Auteur : Editions Amsterdam
Sophie Wahnich
Sophie Wahnich est directrice de recherches au CNRS-EHESS. Elle est notamment l’auteur de L’impossible citoyen : l’étranger dans le discours de la Révolution française (1997, nouvelle éd. Albin Michel, 2010), de La liberté ou la mort (La Fabrique, 2003), et de La longue patience du peuple. 1792, naissance de la République (Payot, 2008).
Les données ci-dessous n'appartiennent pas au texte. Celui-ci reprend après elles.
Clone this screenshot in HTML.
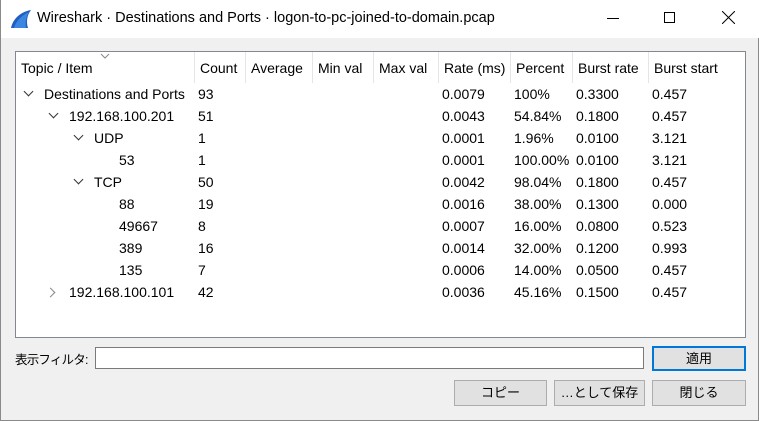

Histoire d’un trésor perdu
La Révolution française a été taraudée par une question : comment transmettre l’événement inouï aux générations qui ne l’auront pas vécu ? Les révolutionnaires ont alors cherché à inventer des institutions civiles qui permettraient d’entretenir le souvenir, mais surtout une tenue, une manière révolutionnaires d’être au monde. Cette question, ces institutions, les lieux et les pratiques qu’elles ont fait surgir, sont autant de laboratoires sociaux sensibles pour comprendre comment l’événement depuis 1789 a été régulièrement réinvesti mais aussi dénié, renié, travesti, désinvesti, au point de devenir une sorte de « trésor perdu » pour des héritiers sans testament. La Restauration, les années 1830-1848, le Second Empire, la Commune de Paris, la Troisième République, le début du XXe siècle socialiste, les années sombres, ont métabolisé cette séquence brève dans de grandes discontinuités. Et les affrontements mortifères ont perduré de la Seconde Guerre mondiale à aujourd’hui. Loin d’une signalétique ambiguë faite de bonnets phrygiens, de bastilles à prendre et autres constituantes, ce livre invite à ne rien imiter mais aussi à ne rien négliger d’une histoire qui n’a pas été seulement libérale, d’une transmission qui n’a pas été seulement historiographique. Il invite, plus simplement, à retrouver la Révolution comme référence émancipatrice.
Les contributeurs :
Jolène Bureau prépare une thèse à l’université du Québec à Montréal (Canada), intitulée « Souvenirs de l’an II – 1793-1794 : du marché de la mémoire à l’historiographie de la Révolution française, 1815-1850 ». Ses recherches portent sur la « légende noire » de Robespierre, la mise en récit de Thermidor et les représentations de la Révolution et de l’idée de révolution dans l’historiographie, la littérature et au cinéma.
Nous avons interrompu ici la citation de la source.